A prescription review committee (PRC) was then constituted to deliberate on the matter and it concluded that the government’s decision to declare the TLP a proscribed outfit was “based on merit”, the summary said while recalling the history of the entire episode.

It added that the views of the law ministry had also been obtained on the matter.

“In view of the commitment and assurance given by the organisation (TLP)” as well as “keeping in view the larger national interest”, the provincial cabinet asked the federal government to consider de-proscription of the TLP, the summary had noted.

TLP’s protest

The matter of TLP’s de-proscription again came under consideration following another days-long protest by the TLP, which started on October 20 in Lahore. The protest, which had turned violent, was primarily launched to exert pressure on the Punjab government for the release of TLP chief Hafiz Saad Hussain Rizvi, the son of its late founder Khadim Rizvi, and the expulsion of the French ambassador over blasphemous sketches of Holy Prophet Muhammad (PBUH).

The situation seemed to improve only after negotiations between the TLP and government started on October 30, with the members of the negotiating team from the government side claiming the next day that they had reached an “agreement” with the proscribed group but refused to divulge its details.

Sources had said the TLP was assured that the government would not pursue minor cases against the TLP leadership and workers, but the cases registered under the Anti-Terrorism Act would be decided by courts.

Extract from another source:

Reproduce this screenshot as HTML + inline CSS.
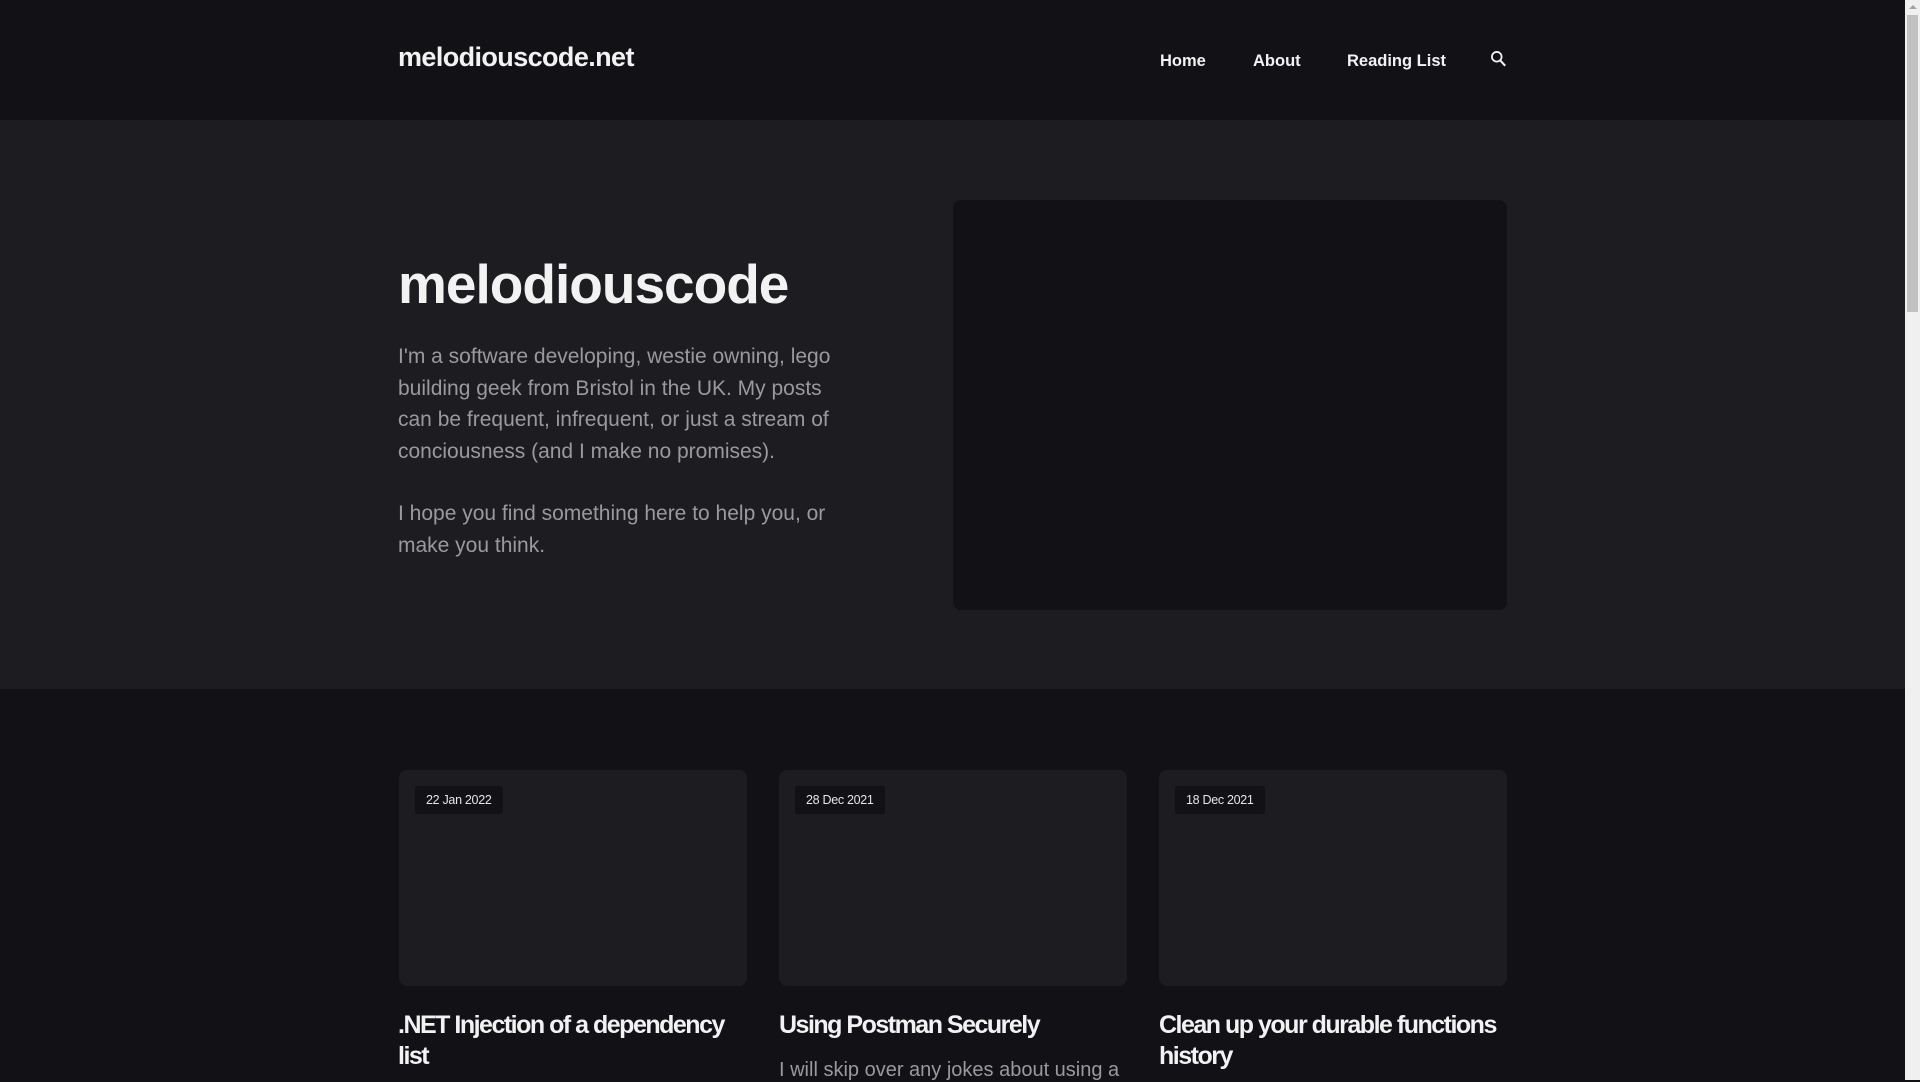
<!DOCTYPE html>
<html><head><meta charset="utf-8"><style>
*{margin:0;padding:0;box-sizing:border-box}
html,body{width:1920px;height:1080px;overflow:hidden;background:#111116;font-family:"Liberation Sans",sans-serif}
.sb{position:absolute;left:1905px;top:0;width:15px;height:1080px;background:#f0f0f0}
.sb .th{position:absolute;left:2px;top:15px;width:11px;height:297px;background:#c1c1c1}
.sb .ar{position:absolute;left:4px;top:5px;width:0;height:0;border-left:4px solid transparent;border-right:4px solid transparent;border-bottom:4px solid #a3a3a3}
header{position:absolute;left:0;top:0;width:1905px;height:120px;background:#111116}
.logo{position:absolute;left:398px;top:42px;font-size:27px;font-weight:bold;color:#f2f2f2;letter-spacing:-0.6px}
.nav{position:absolute;top:52px;font-size:16.5px;font-weight:bold;color:#f2f2f2}
.hero{position:absolute;left:0;top:120px;width:1905px;height:569px;background:#1c1c21}
h1{position:absolute;left:398px;top:252px;font-size:55px;font-weight:bold;color:#f2f2f2;letter-spacing:-1px;line-height:64px}
.p{position:absolute;left:398px;width:450px;font-size:21px;line-height:31.6px;color:#9a9a9e}
.img{position:absolute;left:953px;top:200px;width:554px;height:410px;background:#111116;border-radius:8px}
.card{position:absolute;top:770px;width:348px;height:216px;background:#1c1c21;border-radius:8px}
.badge{position:absolute;left:16px;top:16px;height:28px;padding:0 11px;background:#111116;border-radius:3px;color:#e6e6e6;font-size:12.5px;line-height:28px;letter-spacing:-0.3px}
.t{position:absolute;top:1010px;width:350px;font-size:25px;line-height:31px;font-weight:bold;color:#f2f2f2;letter-spacing:-1.5px}
.ex{position:absolute;top:1059px;font-size:20px;color:#9a9a9e;white-space:nowrap}
</style></head><body>
<header>
<div class="logo">melodiouscode.net</div>
<div class="nav" style="left:1160px">Home</div>
<div class="nav" style="left:1253px">About</div>
<div class="nav" style="left:1347px">Reading List</div>
<svg style="position:absolute;left:1490px;top:50px" width="18" height="18" viewBox="0 0 16 16"><circle cx="6" cy="6" r="4.3" fill="none" stroke="#f2f2f2" stroke-width="1.6"/><path d="M9 9.2L13.5 14" stroke="#f2f2f2" stroke-width="1.8"/></svg>
</header>
<div class="hero">
</div>
<h1>melodiouscode</h1>
<div class="p" style="top:341px">I'm a software developing, westie owning, lego building geek from Bristol in the UK. My posts can be frequent, infrequent, or just a stream of conciousness (and I make no promises).</div>
<div class="p" style="top:498px">I hope you find something here to help you, or make you think.</div>
<div class="img"></div>
<div class="card" style="left:399px"><div class="badge">22 Jan 2022</div></div>
<div class="card" style="left:779px"><div class="badge">28 Dec 2021</div></div>
<div class="card" style="left:1159px"><div class="badge">18 Dec 2021</div></div>
<div class="t" style="left:398px">.NET Injection of a dependency list</div>
<div class="t" style="left:779px">Using Postman Securely</div>
<div class="ex" style="left:779px">I will skip over any jokes about using a</div>
<div class="t" style="left:1159px">Clean up your durable functions history</div>
<div class="sb"><div class="ar"></div><div class="th"></div></div>
</body></html>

It also assured the TLP leadership that it would unfreeze the accounts and assets of the proscribed outfit and take steps to lift the ban.

While some 2,100 TLP activists have been released from police custody after the federal government-TLP agreement, the revocation of the group’s proscribed status will automatically remove around 8,000 TLP activists from the Fourth Schedule — a list on which suspects of terrorism and sectarianism are placed under the Anti-Terrorism Act, 1997.

Meanwhile, on Thursday, the government transferred the entire police high command of Lahore in a massive reshuffle in the wake of their “mishandling of the Tehreek-i-Labbaik Pakistan’s violent rally”.

Several regional police officers (RPOs) and district police officers (DPOs) were also reshuffled in Punjab.